Research conducted by Division of Endocrinology, Diabetes, and Metabolism, Ohio State University, suggests that hospital readmission is an important contributor to total medical expenditure and is an emerging indicator of quality of care. Many factors such as patient demographics, diagnositc procedures, medications, etc. influence patient readmission. The goal of this project is to analyze key factors that impact the readmission of a patient and build a classification model that predicts readmission of a patient based on the key factors. This work presented here has been limited to diabetic patient readmission.We started with the exploratory analysis of the various features mentioned in the dataset to detect interesting patterns.The statistical testing section highlights the results of various hypothesis testing we performed to test the signifance of features on the readmission outcome.Finally, we used machine learning to build various classification models on the data.The accuracy of the classifiers is outlined in the Machine Learning section.
Tools & Techniques Used:
R was primarily used for the data prepartion.
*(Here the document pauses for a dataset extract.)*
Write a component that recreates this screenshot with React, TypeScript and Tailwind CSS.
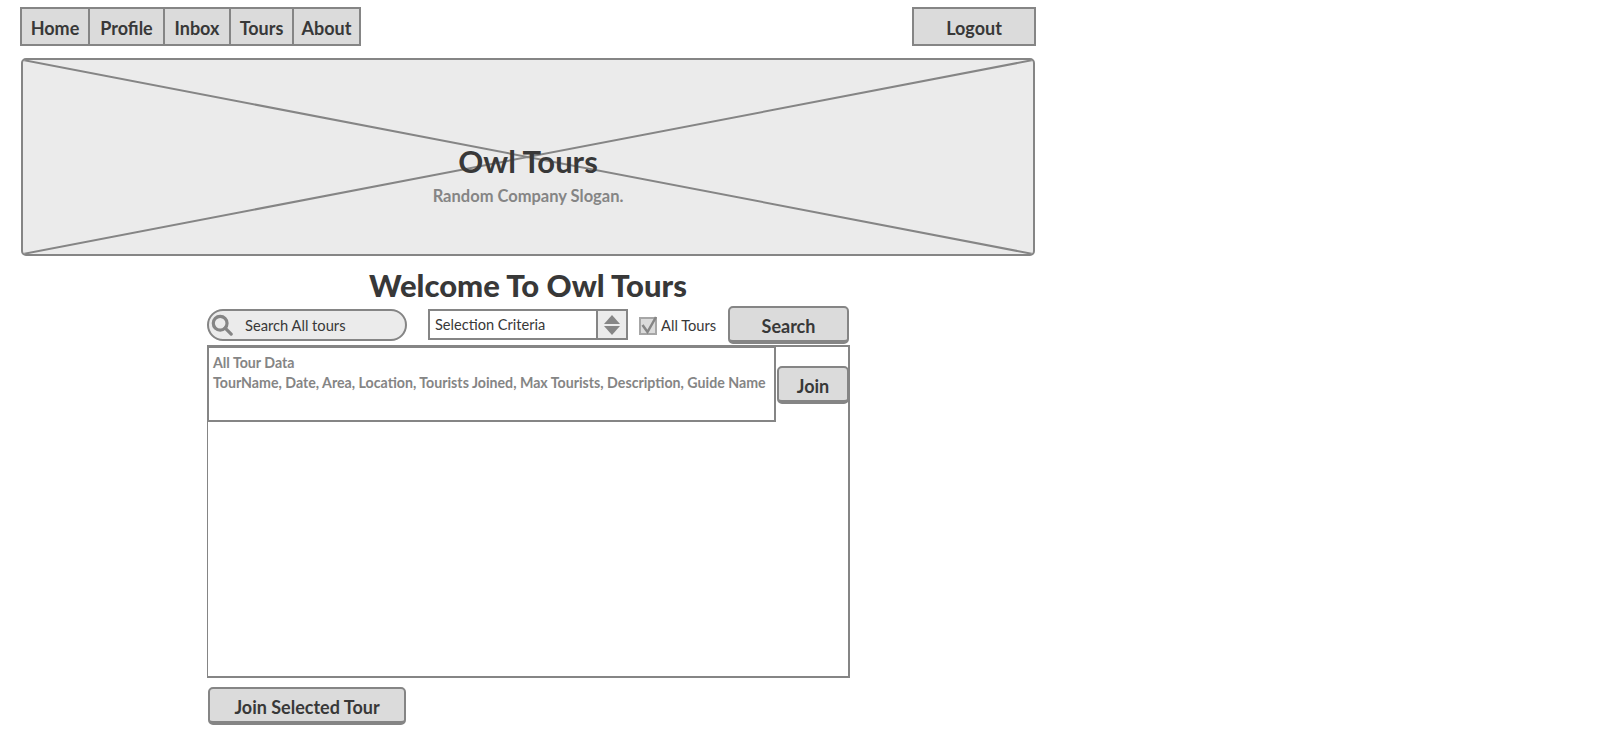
const navItems = [
  { label: 'Home', width: 'w-[66px]' },
  { label: 'Profile', width: 'w-[75px]' },
  { label: 'Inbox', width: 'w-[66px]' },
  { label: 'Tours', width: 'w-[63px]' },
  { label: 'About', width: 'w-[67px]' },
];

function RaisedButton({ label, className }: { label: string; className: string }) {
  return (
    <button
      className={`flex items-center justify-center rounded-[5px] border-2 border-b-[4px] border-[#858585] bg-[#dbdbdb] pt-[5px] text-[18px] font-bold text-[#383838] ${className}`}
    >
      {label}
    </button>
  );
}

export default function App() {
  return (
    <div className="h-[747px] w-[1600px] overflow-hidden bg-white font-['Lato',sans-serif] text-[#383838]">
      {/* Top nav */}
      <div className="ml-5 mt-[7px] flex h-[39px] w-[1016px] justify-between">
        <div className="flex border-2 border-[#858585] bg-[#dbdbdb]">
          {navItems.map((item, i) => (
            <div
              key={item.label}
              className={`flex items-center justify-center pt-[3px] text-[18px] font-bold ${item.width} ${i > 0 ? 'border-l-2 border-[#858585]' : ''}`}
            >
              {item.label}
            </div>
          ))}
        </div>
        <div className="flex w-[124px] items-center justify-center border-2 border-[#858585] bg-[#dbdbdb] pt-[3px] text-[18px] font-bold">
          Logout
        </div>
      </div>

      {/* Hero placeholder */}
      <div className="relative ml-[21px] mt-3 flex h-[198px] w-[1014px] flex-col items-center overflow-hidden rounded-[5px] border-2 border-[#858585] bg-[#ebebeb]">
        <svg className="absolute inset-0 h-full w-full" viewBox="0 0 1010 194" preserveAspectRatio="none">
          <path d="M0 0L1010 194M1010 0L0 194" stroke="#858585" strokeWidth="2" fill="none" />
        </svg>
        <div className="relative mt-[81px] text-[31px] font-bold leading-[40px]">Owl Tours</div>
        <div className="relative mt-[4px] text-[16.5px] font-bold leading-[22px] text-[#858585]">Random Company Slogan.</div>
      </div>

      <div className="ml-[207px] w-[643px]">
        <h1 className="mt-[9px] pr-px text-center text-[31px] font-black leading-[41px]">Welcome To Owl Tours</h1>

        {/* Search row */}
        <div className="mt-[3px] flex h-[36px] items-start pr-px">
          <div className="flex h-[32px] w-[200px] items-center rounded-full border-2 border-[#858585] bg-[#ebebeb]">
            <svg className="ml-[2px] h-[22px] w-[22px]" viewBox="0 0 24 24" fill="none" stroke="#858585" strokeWidth="3.5">
              <circle cx="10" cy="10" r="7.5" />
              <path d="M15.5 15.5l6.5 6.5" strokeLinecap="round" />
            </svg>
            <span className="ml-[12px] pt-[1px] text-[14.7px]">Search All tours</span>
          </div>
          <div className="ml-[21px] flex h-[31px] w-[200px] border-2 border-[#858585] bg-white">
            <span className="flex w-[166px] items-center pl-[5px] pt-[1px] text-[14.6px]">Selection Criteria</span>
            <div className="flex w-[30px] flex-col items-center justify-center gap-[2px] border-l-2 border-[#858585] bg-[#ebebeb]">
              <div className="h-0 w-0 border-x-[8px] border-b-[9px] border-x-transparent border-b-[#858585]" />
              <div className="h-0 w-0 border-x-[8px] border-t-[9px] border-x-transparent border-t-[#858585]" />
            </div>
          </div>
          <div className="relative ml-[11px] mt-[8px] h-[18px] w-[18px] border-2 border-[#a6a6a6] bg-[#dbdbdb]">
            <svg className="absolute left-0 top-[-3px] h-[19px] w-[18px]" viewBox="0 0 18 19" fill="none" stroke="#858585" strokeWidth="2.5">
              <path d="M1.5 9l5 7L15 1" />
            </svg>
          </div>
          <span className="ml-1 mt-[6px] text-[14.7px] leading-[20px]">All Tours</span>
          <RaisedButton label="Search" className="ml-auto mt-[-3px] h-[38px] w-[121px]" />
        </div>

        {/* Tour list */}
        <div className="flex h-[333px] items-start border-2 border-l border-[#858585]">
          <div className="h-[75px] w-[568px] border-2 border-l-[1px] border-t-[1px] border-[#858585] px-[4px] pt-[5px] text-[14.2px] font-bold leading-[20px] text-[#858585]">
            <div>All Tour Data</div>
            <div className="whitespace-nowrap">TourName, Date, Area, Location, Tourists Joined, Max Tourists, Description, Guide Name</div>
          </div>
          <RaisedButton label="Join" className="ml-[1px] mr-[-2px] mt-[19px] h-[38px] w-[72px]" />
        </div>

        <RaisedButton label="Join Selected Tour" className="ml-px mt-[9px] h-[38px] w-[198px]" />
      </div>
    </div>
  );
}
Python was used to perform hypothesis test and Machine Learning was performed using Weka GUI.
For the visualizations, we used D3.JS and Google Charts API
The data contains over 50 features representing patient and hospital outcomes. Information was extracted from the database for encounters that satisfied the following criteria:
The data contains such attributes as patient number, race, gender, age, admission type, time in hospital, medical specialty of admitting physician, number of lab test performed, HbA1c test result, diagnosis, number of medication, diabetic medications, number of outpatient, inpatient, and emergency visits in the year before the hospitalization, etc.
The original dataset can be found here.
This graph indicates the frequency with which patients are being readmitted. There's a downward trend in the frequency of being readmitted and we considered patients who were readmitted more than 5 times as outliers and excluded them from further analysis.
The original data contained all the patient admissions. For building Machine Learning models, it is required that each row be an independent instance. Since the same patient was readmitted multiple times, this assumption would be invalid. Hence, the data prepared for Machine Learning part contained only the first encounter of every patient.